Adam Clymer Blows His Moment
Posted Tuesday, Sept. 5, 2000, at 3:16 PM ETThere are few things more gratifying to a reporter than to have a politician call you an "asshole," particularly if the epithet comes unattached to any coherent explanation of what you did to deserve it. Sputtering, inchoate rage--yes, that's the kind of response that a journalist likes to elicit from the powerful people he writes about. So Chatterbox figured Adam Clymer would be walking on air after an open mike caught George W. Bush's comment to Dick Cheney at a Labor Day appearance in Naperville, Ill.: "There's Adam Clymer--major-league asshole from the New York Times." ("Oh yeah," Cheney replied sycophantically. "He is, big time." Click here for the expurgated video.)
But according to the Associated Press, Clymer is not walking on air.
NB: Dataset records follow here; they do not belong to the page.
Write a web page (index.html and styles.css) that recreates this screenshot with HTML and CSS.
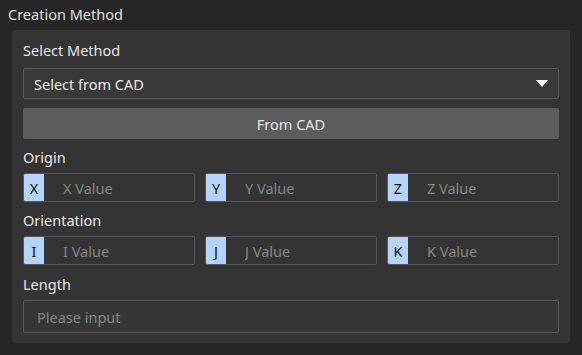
FILE: index.html
```html
<!DOCTYPE html>
<html lang="en">
<head>
  <meta charset="UTF-8">
  <meta name="viewport" content="width=device-width, initial-scale=1.0">
  <title>Creation Method</title>
  <link rel="stylesheet" href="styles.css">
</head>
<body>

  <!-- Section title -->
  <div class="section-title">Creation Method</div>

  <div class="panel">
    <div class="label label-first">Select Method</div>
    <div class="select">
      <span>Select from CAD</span>
      <span class="caret"></span>
    </div>
    <button type="button" class="btn">From CAD</button>

    <div class="label">Origin</div>
    <div class="row">
      <div class="field"><span class="prefix">X</span><input type="text" placeholder="X Value" /></div>
      <div class="field"><span class="prefix">Y</span><input type="text" placeholder="Y Value" /></div>
      <div class="field"><span class="prefix">Z</span><input type="text" placeholder="Z Value" /></div>
    </div>

    <div class="label">Orientation</div>
    <div class="row">
      <div class="field"><span class="prefix">I</span><input type="text" placeholder="I Value" /></div>
      <div class="field"><span class="prefix">J</span><input type="text" placeholder="J Value" /></div>
      <div class="field"><span class="prefix">K</span><input type="text" placeholder="K Value" /></div>
    </div>

    <div class="label label-last">Length</div>
    <input type="text" class="text-input" placeholder="Please input" />
  </div>

</body>
</html>
```

FILE: styles.css
```css
body {
  margin: 0;
  padding: 0;
  background-color: #262626;
  color: #e4e4e4;
  font-family: "Noto Sans", "Open Sans", sans-serif;
  font-size: 14.5px;
}

.section-title {
  height: 30px;
  line-height: 28px;
  padding-left: 8px;
  color: #e0e0e0;
}

.panel {
  margin: 0 12px;
  width: 536px;
  padding: 10px 11px 10px 11px;
  background-color: #343434;
  border-radius: 4px;
}

.label {
  line-height: 20px;
  margin-top: 8px;
  margin-bottom: 6px;
  color: #e8e8e8;
}

.label-first {
  margin-top: 0;
  margin-bottom: 8px;
}

.label-last {
  margin-top: 9px;
}

.select {
  height: 31px;
  box-sizing: border-box;
  border: 1px solid #5a5a5a;
  border-radius: 2px;
  background-color: #393939;
  display: flex;
  align-items: center;
  justify-content: space-between;
  padding: 0 10px;
  color: #ececec;
}

.caret {
  width: 0;
  height: 0;
  border-left: 6px solid transparent;
  border-right: 6px solid transparent;
  border-top: 7px solid #ffffff;
}

.btn {
  display: block;
  width: 100%;
  height: 31px;
  margin-top: 9px;
  border: none;
  border-radius: 2px;
  background-color: #5c5c5c;
  color: #e6e6e6;
  font-family: inherit;
  font-size: 14.5px;
}

.row {
  display: grid;
  grid-template-columns: 1fr 1fr 1fr;
  gap: 10px;
}

.field {
  height: 29px;
  box-sizing: border-box;
  border: 1px solid #555555;
  border-radius: 2px;
  display: flex;
  overflow: hidden;
}

.prefix {
  width: 20px;
  background-color: #b5d4fd;
  color: #111111;
  display: flex;
  align-items: center;
  justify-content: center;
}

.field input {
  flex: 1;
  min-width: 0;
  border: none;
  background: transparent;
  padding: 0 0 0 19px;
  font-family: inherit;
  font-size: 14.5px;
  color: #e0e0e0;
  outline: none;
}

.text-input {
  display: block;
  width: 100%;
  height: 33px;
  box-sizing: border-box;
  border: 1px solid #5a5a5a;
  border-radius: 2px;
  background-color: #363636;
  padding: 0 13px;
  font-family: inherit;
  font-size: 14.5px;
  color: #e0e0e0;
  outline: none;
}

::placeholder {
  color: #878787;
}
```
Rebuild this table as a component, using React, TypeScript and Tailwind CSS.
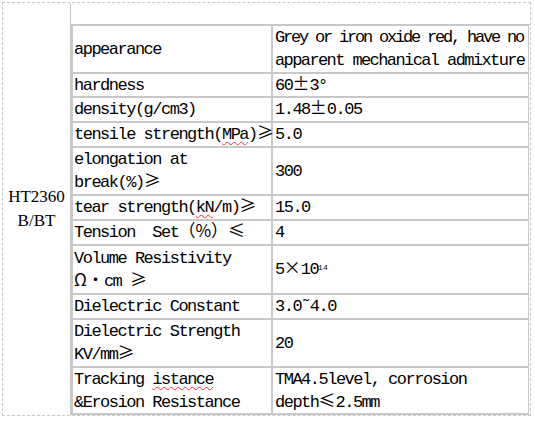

Clymer told the AP, "I'm disappointed in the governor's language."
Chatterbox is disappointed in Clymer's language, which is as pompous and insincere as anything he can ever recall hearing from a politician. It just isn't possible that Clymer is "disappointed in" Dubya's outburst. "Thrilled by" seems much more likely. In addition to enhancing Clymer's luster at the New York Times, it will surely help Clymer sell copies of his Edward Kennedy biography, due out this month in paperback. "Angered by" is also, Chatterbox supposes, a possibility--there are bound to be some people who just don't like being called names, no matter how good it makes them look. "Indifferent to" would represent the journalistic ideal, only occasionally lived up to--Clymer would be a genuine hero to the profession if he truly didn't care what Bush said about him. Though it's hard to say you're indifferent to something and sound like you really mean it. True indifference would be failing to comment at all on Dubya's outburst--a course the Times probably wishes Clymer had taken, since it didn't quote Clymer in its own account of the incident. (Unlike those in the Washington Post, Boston Globe, USA Today, and Los Angeles Times, the Times report refrained from printing the word, "asshole"; instead, it said Bush "used an obscenity." Which raises the question: How newsworthy can Bush's use of this "obscenity" be if the word can be published in other family newspapers?)
Clymer's "I'm disappointed" line, in fact, disproves Dubya's remark. In Chatterbox's book, anyone who'd launch such a schoolmarmish riposte is at best a minor-league asshole.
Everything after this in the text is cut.